If you have at least two of these things, especially resilience and agility, then you can sleep well at night. Does it mean that you'll have no volatility? No, you would have it. But it means that whatever short term mistakes your portfolio ends up making, they will be recoverable over time.
Biggest Surprises in 2020
Silver: What surprised you most throughout this pandemic? Whether it's a social behavior or market behavior. What has just shocked you?
El-Erian: So what shocked me and what's not being talked about enough is what my dad used to call the upside of adversity, the silver linings. You know, we are going to come out damaged. Yes. But there's also a bunch of silver linings that if we can bottle them up, we are going to be better.
It starts on the medical side. We have seen an incredible amount of leapfrogging in medical innovation and invention.

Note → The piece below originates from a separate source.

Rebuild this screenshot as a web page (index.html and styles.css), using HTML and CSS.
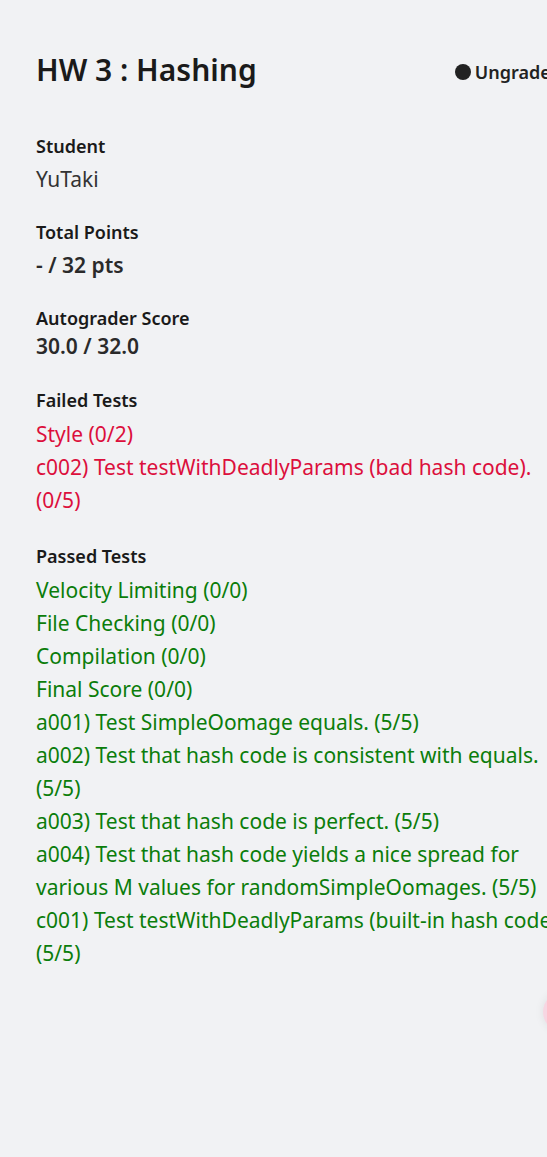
FILE: index.html
```html
<!DOCTYPE html>
<html lang="en">
<head>
    <meta charset="UTF-8" />
    <meta name="viewport" content="width=device-width, initial-scale=1.0"/>
    <title>HW 3 : Hashing</title>
    <link rel="stylesheet" href="styles.css">
</head>
<body>
<div class="submission">

    <div class="submission-header">
        <h1 class="submission-title">HW 3 : Hashing</h1>
        <div class="status"><span class="status-dot"></span>Ungraded</div>
    </div>

    <div class="field">
        <div class="field-label">Student</div>
        <div class="field-value">YuTaki</div>
    </div>

    <div class="field">
        <div class="field-label">Total Points</div>
        <div class="field-value strong">- / 32 pts</div>
    </div>

    <div class="field field-tight">
        <div class="field-label">Autograder Score</div>
        <div class="field-value strong">30.0 / 32.0</div>
    </div>

    <div class="field field-list">
        <div class="field-label">Failed Tests</div>
        <ul class="tests tests-failed">
            <li>Style (0/2)</li>
            <li>c002) Test testWithDeadlyParams (bad hash code). (0/5)</li>
        </ul>
    </div>

    <div class="field field-list">
        <div class="field-label">Passed Tests</div>
        <ul class="tests tests-passed">
            <li>Velocity Limiting (0/0)</li>
            <li>File Checking (0/0)</li>
            <li>Compilation (0/0)</li>
            <li>Final Score (0/0)</li>
            <li>a001) Test SimpleOomage equals. (5/5)</li>
            <li>a002) Test that hash code is consistent with equals. (5/5)</li>
            <li>a003) Test that hash code is perfect. (5/5)</li>
            <li>a004) Test that hash code yields a nice spread for various M values for randomSimpleOomages. (5/5)</li>
            <li>c001) Test testWithDeadlyParams (built-in hash code). (5/5)</li>
        </ul>
    </div>
</div>

<div class="help-bubble"></div>
</body>
</html>
```

FILE: styles.css
```css
html, body {
    overflow: hidden;
}

body {
    margin: 0;
    background: #f1f2f4;
    font-family: "Noto Sans", "Open Sans", sans-serif;
    color: #222;
    min-height: 100vh;
}

.submission {
    width: 542px;
    padding: 39px 0 0 36px;
}

.submission-header {
    display: flex;
    justify-content: space-between;
    align-items: center;
    padding-right: 16px;
    margin-bottom: 32px;
}

.submission-title {
    margin: 0;
    font-size: 30px;
    font-weight: 600;
    line-height: 62px;
    color: #1a1a1a;
}

.status {
    display: flex;
    align-items: center;
    gap: 4px;
    font-size: 18px;
    font-weight: 600;
    color: #222;
    white-space: nowrap;
    margin-top: 4px;
}

.status-dot {
    width: 16px;
    height: 16px;
    border-radius: 50%;
    background: #222;
}

.field {
    margin-bottom: 20px;
}

.field-label {
    font-size: 18px;
    font-weight: 600;
    line-height: 26px;
    color: #1a1a1a;
}

.field-value {
    font-size: 21px;
    line-height: 40px;
    color: #333;
}

.field-value.strong {
    font-weight: 600;
    color: #2a2a2a;
}

.field-tight {
    margin-bottom: 26px;
}

.field-tight .field-value {
    line-height: 30px;
}

.field-list {
    margin-bottom: 26px;
}

.tests {
    list-style: none;
    margin: 0;
    padding: 5px 0 0;
    font-size: 21px;
    line-height: 33px;
}

.tests-failed {
    color: #dc0f3c;
}

.tests-passed {
    color: #0b7d0b;
}

.help-bubble {
    position: fixed;
    right: -36px;
    top: 992px;
    width: 40px;
    height: 40px;
    border-radius: 50%;
    background: #f7d6e2;
    box-shadow: 0 0 10px rgba(0, 0, 0, 0.08);
}
```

That's what happened when they threw aton of money at something, you end up getting a lot of positive side effects. So these innovations are going to help. We've seen so much collaboration among scientists. We've seen better public-private partnerships. We've seen better awareness of tail events. That's really important because there were people denying climate change. They thought at best, it's a very remote tail risk. Well, we've seen what a very remote tail risk looks like. So let's do something.
Finally we've seen amazing acts of kindness, we really have. We now respect much more on nurses, our doctors, our healthcare professionals, our first responders. If we can bottle all that up. So what has surprised me is all the silver linings and my great hope is that we can turn these silver linings into long-term benefits.